Ambassador of Russia to Romania
- Incumbent
- Assumed office 20 June 2024
- Preceded by: Valery Kuzmin

Ambassador of Russia to Estonia
- In office 14 December 2021 – 31 March 2023
- Preceded by: Aleksandr Petrov

Personal details
- Born: Vladimir Georgyevich Lipayev 6 February 1959 (age 67) Soviet Union

= Vladimir Lipayev =

Russian ambassador

Vladimir Georgyevich Lipayev (Russian: Владимир Георгиевич Липаев; born on 6 February 1959), is a Russian diplomat who has served as the ambassador to Romania since June 2024. He had served as the last ambassador to Estonia from 2021 to 2023.

In January 2023, he was declared persona non-grata by the Estonian government.
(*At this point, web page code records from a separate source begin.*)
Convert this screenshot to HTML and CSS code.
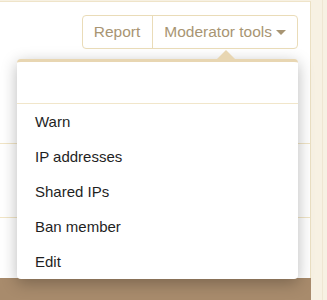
FILE: index.html
```html
<!DOCTYPE html>
<html>
<head>
<meta charset="utf-8">
<link rel="stylesheet" href="styles.css">
</head>
<body>
<div class="page">
  <div class="main">
    <div class="block">
      <div class="actions">
        <div class="btn-group">
          <span class="btn">Report</span>
          <span class="btn">Moderator tools <span class="caret"></span></span>
        </div>
      </div>
      <div class="row row-a"></div>
      <div class="row row-b"></div>
      <div class="row row-c"></div>
    </div>
    <div class="footer-band"></div>
  </div>
  <div class="sidebar"></div>

  <div class="menu">
    <div class="menu-arrow"></div>
    <div class="menu-header"></div>
    <ul class="menu-list">
      <li>Warn</li>
      <li>IP addresses</li>
      <li>Shared IPs</li>
      <li>Ban member</li>
      <li>Edit</li>
    </ul>
  </div>
</div>
</body>
</html>
```

FILE: styles.css
```css
* { box-sizing: border-box; }
html, body { margin: 0; padding: 0; }
body {
  font-family: "Liberation Sans", Arial, sans-serif;
  background: #f7f1e3;
  width: 327px;
  height: 300px;
  overflow: hidden;
}
.page {
  position: relative;
  display: flex;
  height: 300px;
}
.main {
  width: 311px;
  display: flex;
  flex-direction: column;
}
.block {
  flex: 1;
  background: #fff;
  border-top: 1px solid #efe4c9;
  border-right: 1px solid #ebe0c3;
  margin-top: 1px;
  display: flex;
  flex-direction: column;
}
.actions {
  display: flex;
  justify-content: flex-end;
  padding: 13px 12px 0 0;
}
.btn-group {
  display: flex;
  border: 1px solid #eadcb8;
  border-radius: 4px;
  height: 34px;
}
.btn {
  display: flex;
  align-items: center;
  font-size: 15.5px;
  color: #a89573;
  padding: 0 12px 0 11px;
}
.btn + .btn {
  border-left: 1px solid #eadcb8;
  padding: 0 11px 0 11px;
}
.caret {
  display: inline-block;
  margin-left: 4px;
  margin-top: 1px;
  border-left: 5px solid transparent;
  border-right: 5px solid transparent;
  border-top: 5px solid #a89573;
}
.row { border-bottom: 1px solid #f1e5c6; }
.row-a { height: 95px; }
.row-b { height: 74px; }
.row-c { flex: 1; border-bottom: none; }
.footer-band {
  height: 22px;
  background: #a88b6c;
}
.sidebar {
  flex: 1;
  border-right: 1px solid #efe6d2;
  margin-right: 4px;
  background: #f7f1e3;
}
.menu {
  position: absolute;
  left: 17px;
  top: 59px;
  width: 281px;
  background: #fff;
  border-top: 3px solid #e8d6b2;
  border-radius: 4px;
  box-shadow: 0 4px 16px rgba(0, 0, 0, 0.28);
}
.menu-arrow {
  position: absolute;
  left: 200px;
  top: -12px;
  width: 0;
  height: 0;
  border-left: 9px solid transparent;
  border-right: 9px solid transparent;
  border-bottom: 9px solid #e8d6b2;
}
.menu-header {
  height: 42px;
  border-bottom: 1px solid #f1e6ca;
}
.menu-list {
  list-style: none;
  margin: 0;
  padding: 0;
}
.menu-list li {
  height: 35px;
  display: flex;
  align-items: center;
  padding-left: 18px;
  font-size: 15px;
  color: #1f1f1f;
}
```
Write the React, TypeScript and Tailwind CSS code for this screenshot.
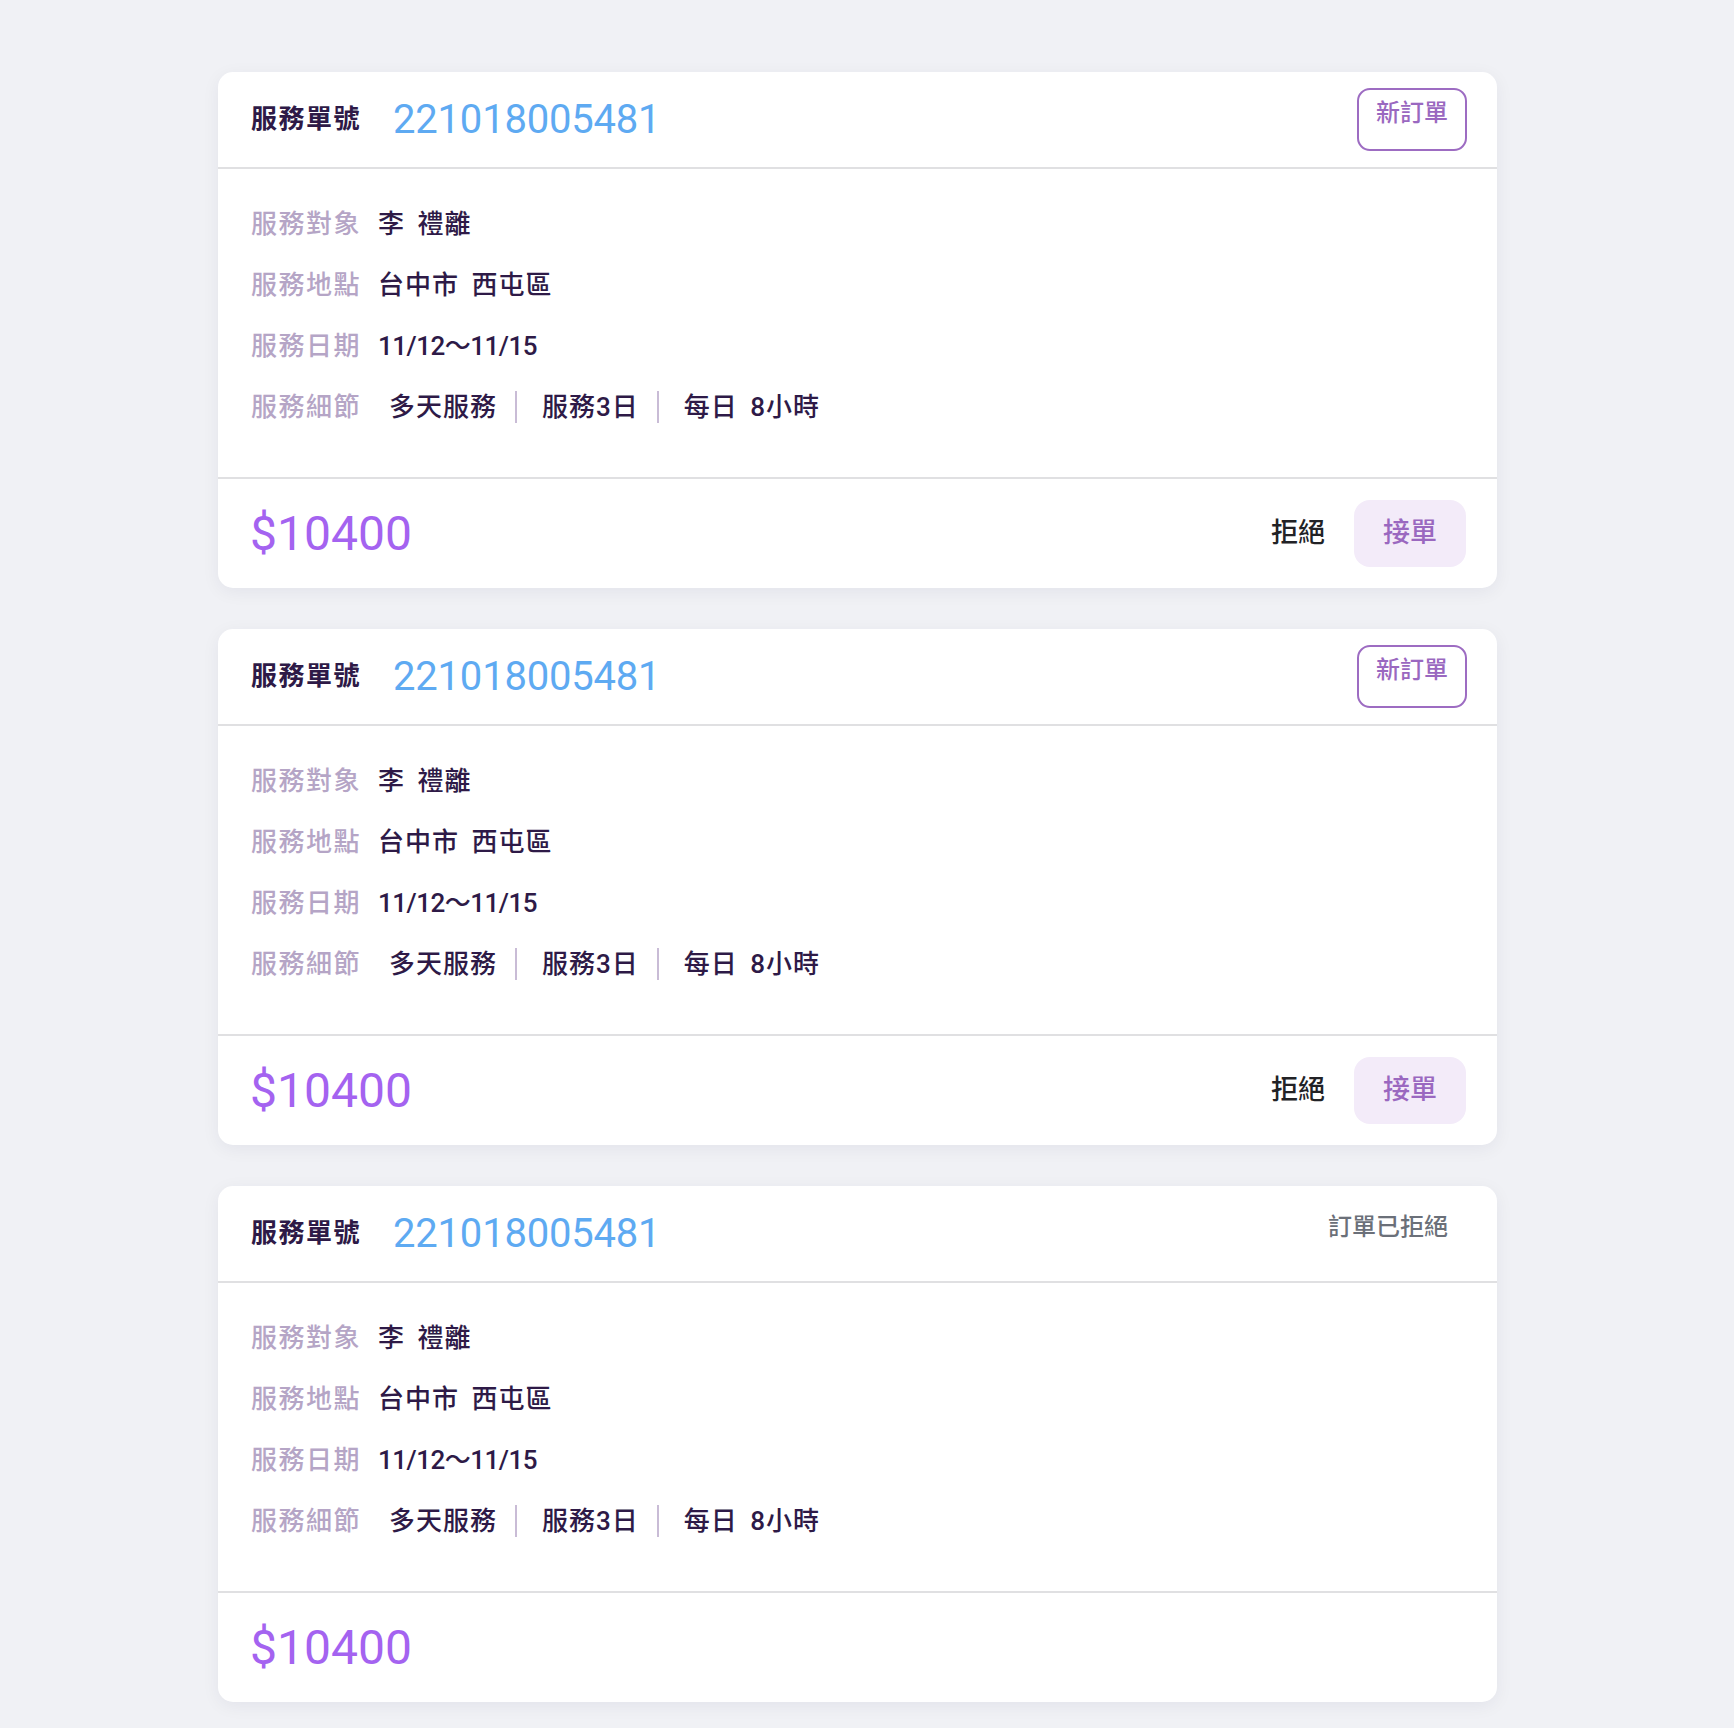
import React from "react";

type Order = { status: "new" | "rejected" };

const orders: Order[] = [{ status: "new" }, { status: "new" }, { status: "rejected" }];

const FONT = { fontFamily: 'Roboto, "Noto Sans CJK TC", sans-serif' };

function Row({ label, children }: { label: string; children: React.ReactNode }) {
  return (
    <div className="flex items-center h-[40px]">
      <span className="text-[26px] leading-[40px] tracking-[1.5px] font-medium text-[#b5a5c6]">{label}</span>
      <div className="ml-[17px] flex items-center text-[26px] leading-[40px] tracking-[1px] [word-spacing:5px] font-medium text-[#2e1a47]">
        {children}
      </div>
    </div>
  );
}

function Card({ order }: { order: Order }) {
  return (
    <div className="w-[1279px] bg-white rounded-[15px] shadow-[0_4px_18px_rgba(20,20,60,0.06)] overflow-hidden">
      <div className="h-[97px] flex items-center justify-between pl-[33px] pr-[30px] border-b-2 border-[#e0e0e2]">
        <div className="flex items-center">
          <span className="text-[26px] tracking-[1.5px] font-semibold text-[#2e1a47]">服務單號</span>
          <span className="ml-[32px] text-[40px] leading-[48px] tracking-[-0.2px] text-[#5eaaf2]">221018005481</span>
        </div>
        {order.status === "new" ? (
          <div className="border-2 border-[#9d6cc2] rounded-[13px] px-[17px] pt-[8px] pb-[21px] text-[24px] leading-[30px] font-medium text-[#9a68c0]">
            新訂單
          </div>
        ) : (
          <div className="border-2 border-transparent px-[17px] pt-[8px] pb-[21px] text-[24px] leading-[30px] font-medium text-[#6b7079]">
            訂單已拒絕
          </div>
        )}
      </div>
      <div className="pl-[33px] pt-[35px] pb-[50px] flex flex-col gap-[21px]">
        <Row label="服務對象">李 禮離</Row>
        <Row label="服務地點">台中市 西屯區</Row>
        <Row label="服務日期">
          <span className="tracking-[-0.5px]">11/12～11/15</span>
        </Row>
        <Row label="服務細節">
          <span className="ml-[11px]">多天服務</span>
          <span className="ml-[18px] w-[2px] h-[32px] bg-[#c9bcd6]" />
          <span className="ml-[25px]">服務3日</span>
          <span className="ml-[18px] w-[2px] h-[32px] bg-[#c9bcd6]" />
          <span className="ml-[25px]">每日 8小時</span>
        </Row>
      </div>
      <div className="h-[111px] border-t-2 border-[#e0e0e2] flex items-center justify-between pl-[32px] pr-[31px]">
        <span className="text-[48px] leading-[56px] text-[#a463f0]">$10400</span>
        {order.status === "new" && (
          <div className="flex items-center gap-[29px]">
            <button className="text-[27px] font-medium text-[#222226]">拒絕</button>
            <button className="h-[67px] w-[112px] rounded-[16px] bg-[#f3ebf9] text-[27px] font-medium text-[#9a68c0]">
              接單
            </button>
          </div>
        )}
      </div>
    </div>
  );
}

export default function App() {
  return (
    <div className="min-h-[1728px] bg-[#f0f1f5] pl-[218px] pt-[72px] pb-[72px] flex flex-col gap-[41px]" style={FONT}>
      {orders.map((o, i) => (
        <Card key={i} order={o} />
      ))}
    </div>
  );
}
He was admitted to the Floreasca Hospital on the New Year’s Eve in 2024 to 2025.

==Biography==

Lipayev was born on 6 February 1959.

He graduated from the Moscow State Institute of International Relations (MGIMO) of the USSR Ministry of Foreign Affairs in 1981. He has been in diplomatic work since 1981. He can speaks German, English and French.

From 1997 to 2001, he was an adviser at the Russian Embassy in Norway.

From 2004 to 2007, he was deputy director of the personnel department of the Russian Foreign Ministry.

From 2007 to 2011, he was Consul General of Russia in Frankfurt am Main in Germany.

From 2011 to 2021, he was deputy director of the personnel department of the Russian Foreign Ministry.

On 14 December 2021, Lipayev became the ambassador to Estonia.

On 23 January 2023, Lipayev's expulsion from Estonia until February 7 was announced in response to Russia's expulsion of the Estonian ambassador to Russia, Margus Laidre.

On 31 March, Lipayev left office as ambassador.

From 16 April 2024, Lipayev became the ambassador to Romania.